In an alternative embodiment, dedicated hardware implementations, such as application specific integrated circuits, programmable logic arrays and other hardware devices, can be constructed to implement one or more of the methods described herein. Applications that may include the apparatus and systems of various embodiments can broadly include a variety of electronic and computer systems. One or more embodiments described herein may implement functions using two or more specific interconnected hardware modules or devices with related control and data signals that can be communicated between and through the modules, or as portions of an application-specific integrated circuit. Accordingly, the present system encompasses software, firmware, and hardware implementations.

The illustrations of the embodiments described herein are intended to provide a general understanding of the structure of the various embodiments. The illustrations are not intended to serve as a complete description of all of the elements and features of apparatus and systems that utilize the structures or methods described herein. Many other embodiments may be apparent to those of skill in the art upon reviewing the disclosure. Other embodiments may be utilized and derived from the disclosure, such that structural and logical substitutions and changes may be made without departing from the scope of the disclosure. Additionally, the illustrations are merely representational and may not be drawn to scale. Certain proportions within the illustrations may be exaggerated, while other proportions may be minimized. Accordingly, the disclosure and the figures are to be regarded as illustrative rather than restrictive.

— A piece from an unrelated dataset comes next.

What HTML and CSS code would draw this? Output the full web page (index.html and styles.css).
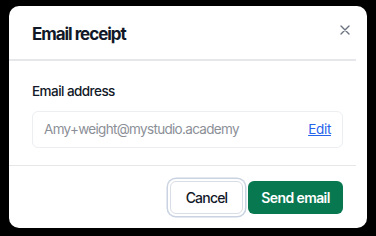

While this specification contains many specifics, these should not be construed as limitations on the scope of the invention or of what may be claimed, but rather as descriptions of features specific to particular embodiments of the invention. Certain features that are described in this specification in the context of separate embodiments can also be implemented in combination in a single embodiment. Conversely, various features that are described in the context of a single embodiment can also be implemented in multiple embodiments separately or in any suitable sub-combination. Moreover, although features may be described above as acting in certain combinations and even initially claimed as such, one or more features from a claimed combination can in some cases be excised from the combination, and the claimed combination may be directed to a sub-combination or variation of a sub-combination.

One or more embodiments of the disclosure may be referred to herein, individually and/or collectively, by the term “invention” merely for convenience and without intending to voluntarily limit the scope of this application to any particular invention or inventive concept. Moreover, although specific embodiments have been illustrated and described herein, it should be appreciated that any subsequent arrangement designed to achieve the same or similar purpose may be substituted for the specific embodiments shown. This disclosure is intended to cover any and all subsequent adaptations or variations of various embodiments. Combinations of the above embodiments, and other embodiments not specifically described herein, will be apparent to those of skill in the art upon reviewing the description.

It is intended that the foregoing detailed description be regarded as illustrative rather than limiting and that it is understood that the following claims including all equivalents are intended to define the scope of the invention. The claims should not be read as limited to the described order or elements unless stated to that effect. Therefore, all embodiments that come within the scope and spirit of the following claims and equivalents thereto are claimed as the invention.